WORK TO DO:
In full and without alteration, repeat the material.

SUPPLIED MATERIAL:

-=-=-=-=-

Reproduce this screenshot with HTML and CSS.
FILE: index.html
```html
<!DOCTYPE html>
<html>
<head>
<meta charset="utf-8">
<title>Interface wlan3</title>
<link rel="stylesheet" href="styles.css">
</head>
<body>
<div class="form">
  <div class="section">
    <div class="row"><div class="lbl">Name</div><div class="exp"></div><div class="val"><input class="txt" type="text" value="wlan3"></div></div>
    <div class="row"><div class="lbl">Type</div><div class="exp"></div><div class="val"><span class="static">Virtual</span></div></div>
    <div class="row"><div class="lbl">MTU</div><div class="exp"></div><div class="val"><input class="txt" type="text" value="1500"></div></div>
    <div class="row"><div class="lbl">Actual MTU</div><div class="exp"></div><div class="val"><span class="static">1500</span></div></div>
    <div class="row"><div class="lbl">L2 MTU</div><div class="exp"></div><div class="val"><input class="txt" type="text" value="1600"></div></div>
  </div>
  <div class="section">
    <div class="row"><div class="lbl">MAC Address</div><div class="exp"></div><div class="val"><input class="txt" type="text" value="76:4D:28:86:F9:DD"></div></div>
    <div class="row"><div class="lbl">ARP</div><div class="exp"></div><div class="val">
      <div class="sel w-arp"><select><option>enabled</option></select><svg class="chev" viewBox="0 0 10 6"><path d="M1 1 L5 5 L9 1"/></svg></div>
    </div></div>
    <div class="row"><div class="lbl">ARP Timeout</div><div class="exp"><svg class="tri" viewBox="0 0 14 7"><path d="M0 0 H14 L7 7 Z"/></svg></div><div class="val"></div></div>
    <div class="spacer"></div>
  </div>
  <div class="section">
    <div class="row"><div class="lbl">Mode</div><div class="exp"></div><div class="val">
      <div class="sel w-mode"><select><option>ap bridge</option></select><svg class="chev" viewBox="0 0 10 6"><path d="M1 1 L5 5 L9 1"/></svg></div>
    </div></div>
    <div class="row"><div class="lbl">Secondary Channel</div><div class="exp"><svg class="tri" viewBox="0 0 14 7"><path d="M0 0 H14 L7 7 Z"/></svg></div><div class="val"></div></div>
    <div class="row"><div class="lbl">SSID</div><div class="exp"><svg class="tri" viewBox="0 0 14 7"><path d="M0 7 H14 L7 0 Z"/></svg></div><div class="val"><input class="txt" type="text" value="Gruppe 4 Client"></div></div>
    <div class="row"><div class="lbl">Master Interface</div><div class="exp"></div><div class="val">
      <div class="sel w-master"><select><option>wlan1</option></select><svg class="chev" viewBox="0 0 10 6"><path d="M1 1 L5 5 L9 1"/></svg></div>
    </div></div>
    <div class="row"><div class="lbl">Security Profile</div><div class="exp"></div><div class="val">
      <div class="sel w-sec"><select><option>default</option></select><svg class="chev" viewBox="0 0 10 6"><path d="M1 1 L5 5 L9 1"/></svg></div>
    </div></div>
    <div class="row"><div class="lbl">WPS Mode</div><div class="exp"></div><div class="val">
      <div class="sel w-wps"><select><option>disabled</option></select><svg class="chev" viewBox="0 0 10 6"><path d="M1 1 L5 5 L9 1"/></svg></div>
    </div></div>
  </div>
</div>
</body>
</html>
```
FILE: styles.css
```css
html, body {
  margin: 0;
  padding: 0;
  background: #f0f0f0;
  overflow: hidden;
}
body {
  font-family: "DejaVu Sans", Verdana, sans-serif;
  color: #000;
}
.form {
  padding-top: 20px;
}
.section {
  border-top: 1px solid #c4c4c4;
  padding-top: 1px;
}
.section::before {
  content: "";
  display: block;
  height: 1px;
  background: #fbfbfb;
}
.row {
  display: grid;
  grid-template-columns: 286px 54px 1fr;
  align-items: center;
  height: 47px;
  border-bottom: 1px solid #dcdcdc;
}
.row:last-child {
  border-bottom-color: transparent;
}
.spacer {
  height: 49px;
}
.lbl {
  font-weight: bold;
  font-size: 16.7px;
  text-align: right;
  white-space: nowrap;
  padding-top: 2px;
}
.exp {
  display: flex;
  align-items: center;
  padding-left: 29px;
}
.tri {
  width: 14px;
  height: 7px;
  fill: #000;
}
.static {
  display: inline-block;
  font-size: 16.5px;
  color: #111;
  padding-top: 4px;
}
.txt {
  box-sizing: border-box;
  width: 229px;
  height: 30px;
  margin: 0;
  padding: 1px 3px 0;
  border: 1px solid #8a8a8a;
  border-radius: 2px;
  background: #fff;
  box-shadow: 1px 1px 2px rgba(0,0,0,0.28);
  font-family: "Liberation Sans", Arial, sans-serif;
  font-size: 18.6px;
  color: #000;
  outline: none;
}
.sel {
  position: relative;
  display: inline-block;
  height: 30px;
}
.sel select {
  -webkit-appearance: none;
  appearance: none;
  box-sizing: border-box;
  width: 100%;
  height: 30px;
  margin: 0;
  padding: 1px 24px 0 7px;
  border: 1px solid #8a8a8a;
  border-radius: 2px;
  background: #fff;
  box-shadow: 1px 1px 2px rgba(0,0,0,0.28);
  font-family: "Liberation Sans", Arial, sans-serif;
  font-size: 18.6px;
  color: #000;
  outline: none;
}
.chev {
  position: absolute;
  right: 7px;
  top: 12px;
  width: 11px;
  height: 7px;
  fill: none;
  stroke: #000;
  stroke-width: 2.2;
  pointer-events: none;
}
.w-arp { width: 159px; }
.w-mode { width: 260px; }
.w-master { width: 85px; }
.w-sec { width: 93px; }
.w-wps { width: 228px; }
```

-=-=-=-=-

OUTPUT OF THE TASK:
Reproduce this screenshot with HTML and CSS.
FILE: index.html
```html
<!DOCTYPE html>
<html>
<head>
<meta charset="utf-8">
<title>Interface wlan3</title>
<link rel="stylesheet" href="styles.css">
</head>
<body>
<div class="form">
  <div class="section">
    <div class="row"><div class="lbl">Name</div><div class="exp"></div><div class="val"><input class="txt" type="text" value="wlan3"></div></div>
    <div class="row"><div class="lbl">Type</div><div class="exp"></div><div class="val"><span class="static">Virtual</span></div></div>
    <div class="row"><div class="lbl">MTU</div><div class="exp"></div><div class="val"><input class="txt" type="text" value="1500"></div></div>
    <div class="row"><div class="lbl">Actual MTU</div><div class="exp"></div><div class="val"><span class="static">1500</span></div></div>
    <div class="row"><div class="lbl">L2 MTU</div><div class="exp"></div><div class="val"><input class="txt" type="text" value="1600"></div></div>
  </div>
  <div class="section">
    <div class="row"><div class="lbl">MAC Address</div><div class="exp"></div><div class="val"><input class="txt" type="text" value="76:4D:28:86:F9:DD"></div></div>
    <div class="row"><div class="lbl">ARP</div><div class="exp"></div><div class="val">
      <div class="sel w-arp"><select><option>enabled</option></select><svg class="chev" viewBox="0 0 10 6"><path d="M1 1 L5 5 L9 1"/></svg></div>
    </div></div>
    <div class="row"><div class="lbl">ARP Timeout</div><div class="exp"><svg class="tri" viewBox="0 0 14 7"><path d="M0 0 H14 L7 7 Z"/></svg></div><div class="val"></div></div>
    <div class="spacer"></div>
  </div>
  <div class="section">
    <div class="row"><div class="lbl">Mode</div><div class="exp"></div><div class="val">
      <div class="sel w-mode"><select><option>ap bridge</option></select><svg class="chev" viewBox="0 0 10 6"><path d="M1 1 L5 5 L9 1"/></svg></div>
    </div></div>
    <div class="row"><div class="lbl">Secondary Channel</div><div class="exp"><svg class="tri" viewBox="0 0 14 7"><path d="M0 0 H14 L7 7 Z"/></svg></div><div class="val"></div></div>
    <div class="row"><div class="lbl">SSID</div><div class="exp"><svg class="tri" viewBox="0 0 14 7"><path d="M0 7 H14 L7 0 Z"/></svg></div><div class="val"><input class="txt" type="text" value="Gruppe 4 Client"></div></div>
    <div class="row"><div class="lbl">Master Interface</div><div class="exp"></div><div class="val">
      <div class="sel w-master"><select><option>wlan1</option></select><svg class="chev" viewBox="0 0 10 6"><path d="M1 1 L5 5 L9 1"/></svg></div>
    </div></div>
    <div class="row"><div class="lbl">Security Profile</div><div class="exp"></div><div class="val">
      <div class="sel w-sec"><select><option>default</option></select><svg class="chev" viewBox="0 0 10 6"><path d="M1 1 L5 5 L9 1"/></svg></div>
    </div></div>
    <div class="row"><div class="lbl">WPS Mode</div><div class="exp"></div><div class="val">
      <div class="sel w-wps"><select><option>disabled</option></select><svg class="chev" viewBox="0 0 10 6"><path d="M1 1 L5 5 L9 1"/></svg></div>
    </div></div>
  </div>
</div>
</body>
</html>
```
FILE: styles.css
```css
html, body {
  margin: 0;
  padding: 0;
  background: #f0f0f0;
  overflow: hidden;
}
body {
  font-family: "DejaVu Sans", Verdana, sans-serif;
  color: #000;
}
.form {
  padding-top: 20px;
}
.section {
  border-top: 1px solid #c4c4c4;
  padding-top: 1px;
}
.section::before {
  content: "";
  display: block;
  height: 1px;
  background: #fbfbfb;
}
.row {
  display: grid;
  grid-template-columns: 286px 54px 1fr;
  align-items: center;
  height: 47px;
  border-bottom: 1px solid #dcdcdc;
}
.row:last-child {
  border-bottom-color: transparent;
}
.spacer {
  height: 49px;
}
.lbl {
  font-weight: bold;
  font-size: 16.7px;
  text-align: right;
  white-space: nowrap;
  padding-top: 2px;
}
.exp {
  display: flex;
  align-items: center;
  padding-left: 29px;
}
.tri {
  width: 14px;
  height: 7px;
  fill: #000;
}
.static {
  display: inline-block;
  font-size: 16.5px;
  color: #111;
  padding-top: 4px;
}
.txt {
  box-sizing: border-box;
  width: 229px;
  height: 30px;
  margin: 0;
  padding: 1px 3px 0;
  border: 1px solid #8a8a8a;
  border-radius: 2px;
  background: #fff;
  box-shadow: 1px 1px 2px rgba(0,0,0,0.28);
  font-family: "Liberation Sans", Arial, sans-serif;
  font-size: 18.6px;
  color: #000;
  outline: none;
}
.sel {
  position: relative;
  display: inline-block;
  height: 30px;
}
.sel select {
  -webkit-appearance: none;
  appearance: none;
  box-sizing: border-box;
  width: 100%;
  height: 30px;
  margin: 0;
  padding: 1px 24px 0 7px;
  border: 1px solid #8a8a8a;
  border-radius: 2px;
  background: #fff;
  box-shadow: 1px 1px 2px rgba(0,0,0,0.28);
  font-family: "Liberation Sans", Arial, sans-serif;
  font-size: 18.6px;
  color: #000;
  outline: none;
}
.chev {
  position: absolute;
  right: 7px;
  top: 12px;
  width: 11px;
  height: 7px;
  fill: none;
  stroke: #000;
  stroke-width: 2.2;
  pointer-events: none;
}
.w-arp { width: 159px; }
.w-mode { width: 260px; }
.w-master { width: 85px; }
.w-sec { width: 93px; }
.w-wps { width: 228px; }
```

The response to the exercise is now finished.